According to Save the Student, about 40% of students pay energy bills on top of their rent rather than having it included in their rent. These students are paying an average of £62 each per month on energy.

From this, Save the Student calculated that the average cost of energy bills per student household is £220 per month.

Four in five students in the survey who have energy bills are worried about the rising costs. On top of this, about three in five have seen their energy bills increase due to the rising prices.

According to Save the Student, three-quarters of students who don’t have energy bills included in rent said they’ve had to cut back on heating due to how much the bills cost.

As well as this, many students anticipate needing to spend less on groceries, socialising, travel and more due to rising bills.

But despite students’ struggles, many are left out of the government’s support package. The £150 council tax rebate to households in England in council tax bands A to D excludes full-time students, as they’re exempt from paying council tax.

In addition, the £200 energy ‘rebate’ due in October could cost many students more money than it saves them.

For students who have bills included in rent, the bill credit won’t benefit them, but many will still need to pay it back when they move into the private rented sector on graduation.

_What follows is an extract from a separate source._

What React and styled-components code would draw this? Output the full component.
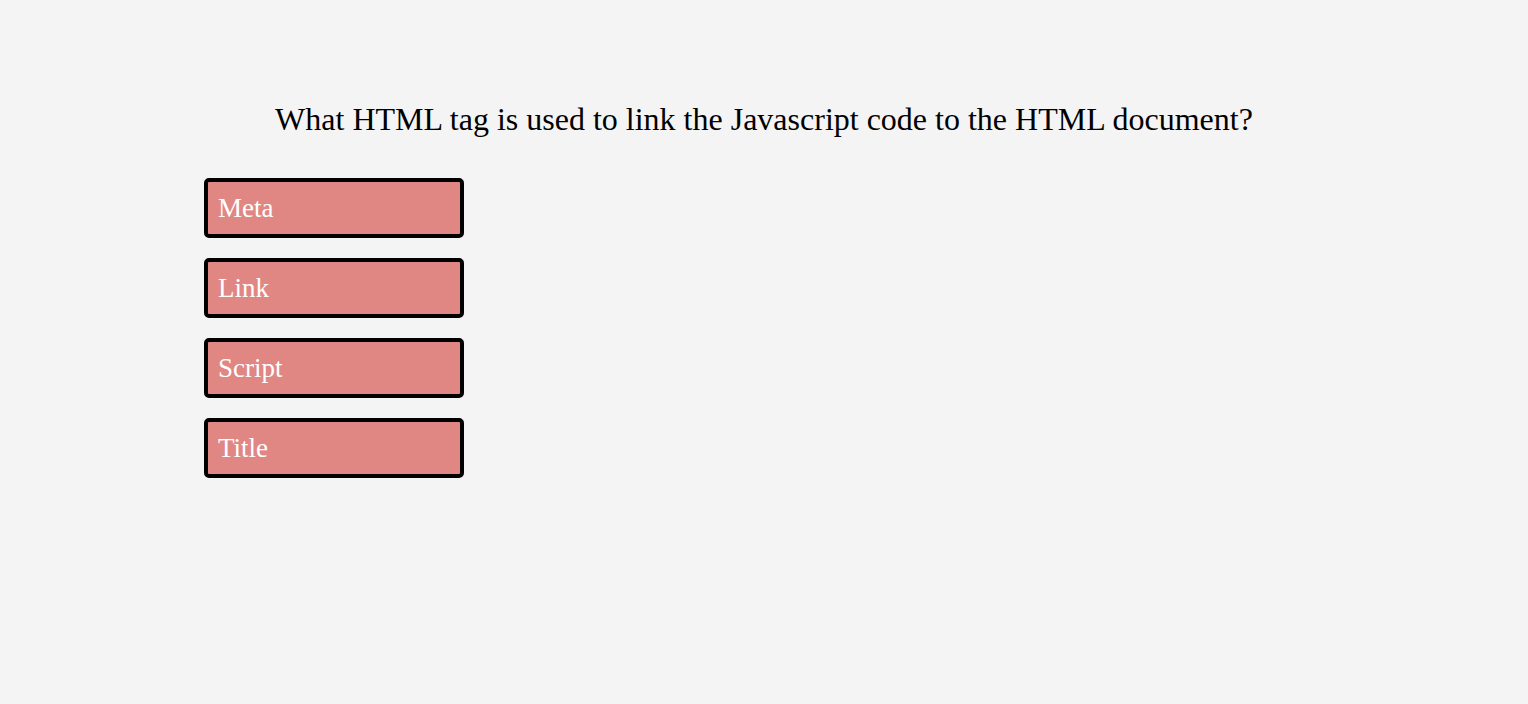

Save the Student says this will particularly affect the 92% of students in university halls that have bills included, as well as the 86% in private halls that do. Even those who don’t have bills included in rent might live with fewer housemates after graduating, and could therefore repay more than they save.

Researchers calculated that, overall, current undergraduates will end up paying around £60m more than they’ll save through the £200 credit.

Jake Butler, Save the Student’s money expert, said: “The cost of accommodation is already a huge drain on students’ finances and as we can see from our latest insights, the situation is unfortunately set to get a lot worse.

“The government has offered help but the vast majority of students won’t be able to access it. In the case of the £200 rebate, it’s actually likely many will end up paying it back over the next five years despite never having the advantage of the saving in the first place. How can that be fair?

“This is all on top of the ongoing issue that the maintenance loan, which is intended to help students cover living costs like this, was not enough, even before the spiralling increases in the cost of living.”